3. Appellant contends that the proof must not only be clear and indisputable, but "the transaction must be governed by the minds of the parties at that time, and not afterwards," and that a deed absolute in form cannot be changed into a mortgage by subsequent oral declarations; citing Mahoney v. Bostwick, 96 Cal. 53, 30 Pac. 1020, 31 Am. St. Rep. 192; Sherman v. Sandell, 106 Cal. 373, 39 Pac. 797; Sheehan v. Sullivan, 126 Cal. 189, 58 Pac. 543. This may be conceded. But the declarations here related to the state of mind of the parties when the deed was made. The subsequent declarations were not to show a subsequent intent, but the intent when the deed was made. It is not the case of attempting to change what was at first intended to be a deed absolute into a mortgage by subsequent oral declarations. That the declarations could be proved by the witnesses who testified to them we think is beyond question. The declarations were against interest and admissible. Code Civ. Proc. § 1853; Ross v. Brusie, 64 Cal. 245, 30 Pac. 811; Wormouth v. Johnson, 58 Cal. 621.

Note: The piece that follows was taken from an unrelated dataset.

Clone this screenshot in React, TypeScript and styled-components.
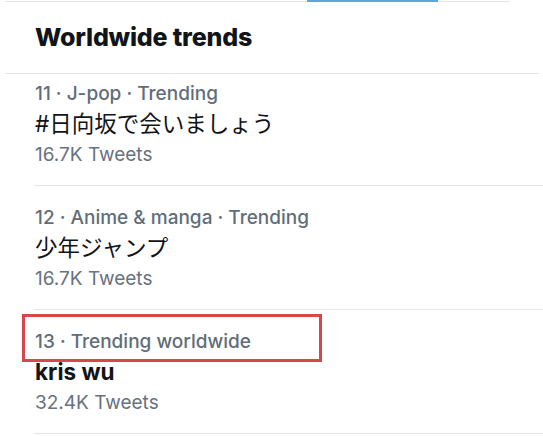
import React from "react";
import styled, { createGlobalStyle } from "styled-components";

const Global = createGlobalStyle`
  html, body { margin: 0; padding: 0; background: #ffffff; }
  body {
    font-family: Inter, "Noto Sans CJK JP", "Liberation Sans", sans-serif;
    -webkit-font-smoothing: antialiased;
  }
`;

const Page = styled.div`
  width: 543px;
  height: 436px;
  overflow: hidden;
  background: #ffffff;
  display: flex;
  flex-direction: column;
`;

const TabRail = styled.div`
  display: flex;
  align-items: flex-end;
  height: 2px;
  padding-left: 5px;
  width: 505px;
`;

const RailSegment = styled.div<{ $w: number; $active?: boolean }>`
  flex: 0 0 ${(p) => p.$w}px;
  height: ${(p) => (p.$active ? 2 : 1)}px;
  background: ${(p) => (p.$active ? "#5aa6dd" : "#e3e6e9")};
`;

const Header = styled.h2`
  margin: 0 4px 0 5px;
  padding: 19px 0 20px 30px;
  font-size: 25px;
  line-height: 32px;
  font-weight: 800;
  color: #111418;
  letter-spacing: -0.2px;
  border-bottom: 1px solid #e3e6e9;
`;

const List = styled.div`
  display: flex;
  flex-direction: column;
`;

const Item = styled.div<{ $first?: boolean }>`
  display: flex;
  flex-direction: column;
  margin-left: 34px;
  padding: ${(p) => (p.$first ? 8 : 20)}px 0 18px 1px;
  border-bottom: 1px solid #e3e6e9;
`;

const MetaRow = styled.div`
  position: relative;
  font-size: 19px;
  line-height: 24px;
  font-weight: 500;
  color: #616d79;
  white-space: nowrap;
`;

const Highlight = styled.span`
  position: absolute;
  left: -13px;
  top: -16px;
  width: 300px;
  height: 48px;
  box-sizing: border-box;
  border: 3px solid #d8474e;
  pointer-events: none;
`;

const Title = styled.div<{ $latin?: boolean }>`
  margin-top: 4px;
  font-size: 22.5px;
  line-height: 28px;
  color: #111418;
  font-weight: ${(p) => (p.$latin ? 700 : 400)};
  white-space: nowrap;
`;

const Count = styled.div`
  margin-top: 5px;
  font-size: 19px;
  line-height: 24px;
  color: #67727e;
`;

type Trend = {
  rank: number;
  context: string;
  title: string;
  latin?: boolean;
  count: string;
  highlighted?: boolean;
};

const trends: Trend[] = [
  { rank: 11, context: "J-pop · Trending", title: "#日向坂で会いましょう", count: "16.7K Tweets" },
  { rank: 12, context: "Anime & manga · Trending", title: "少年ジャンプ", count: "16.7K Tweets" },
  { rank: 13, context: "Trending worldwide", title: "kris wu", latin: true, count: "32.4K Tweets", highlighted: true },
];

export default function App() {
  return (
    <Page>
      <Global />
      <TabRail>
        <RailSegment $w={302} />
        <RailSegment $w={131} $active />
        <RailSegment $w={72} />
      </TabRail>
      <Header>Worldwide trends</Header>
      <List>
        {trends.map((t, i) => (
          <Item key={t.rank} $first={i === 0}>
            <MetaRow>
              {t.rank} · {t.context}
              {t.highlighted && <Highlight />}
            </MetaRow>
            <Title $latin={t.latin}>{t.title}</Title>
            <Count>{t.count}</Count>
          </Item>
        ))}
      </List>
    </Page>
  );
}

4. Defendant was a witness in his own behalf, and was asked if his father, deceased, "ever put that land up for sale." The witness answered: "Yes, sir; he told me to sell it." There was an objection made to the question after the answer had been given, and upon some discussion the question was again put, and the objection was sustained. The first question and answer were not stricken out, and defendant had the benefit of the testimony. We cannot say but that the court excluded the question because it was a repetition of the one answered.

The judgment and order should be affirmed.

We concur: GRAY, C.; HAYNES, C.

PER CURIAM. For the reasons given in the foregoing opinion, the judgment and order are affirmed.

TEMPLE, J. I concur in the judgment. It is objected that there was no proof of the terms of the parol contract by which the deed absolute on its face is converted into a mortgage. But admissions against interest made by the deceased, if satisfactorily proved, and sufficiently definite and clear as to its terms, would suffice. Admissions were proven, which, with proof of the amount of the indebtedness, show well enough the terms of the contract. I do not agree that because the plaintiff offered to prove such fact by incompetent evidence,-his own testimony,-and defendant objected to that testimony, he is.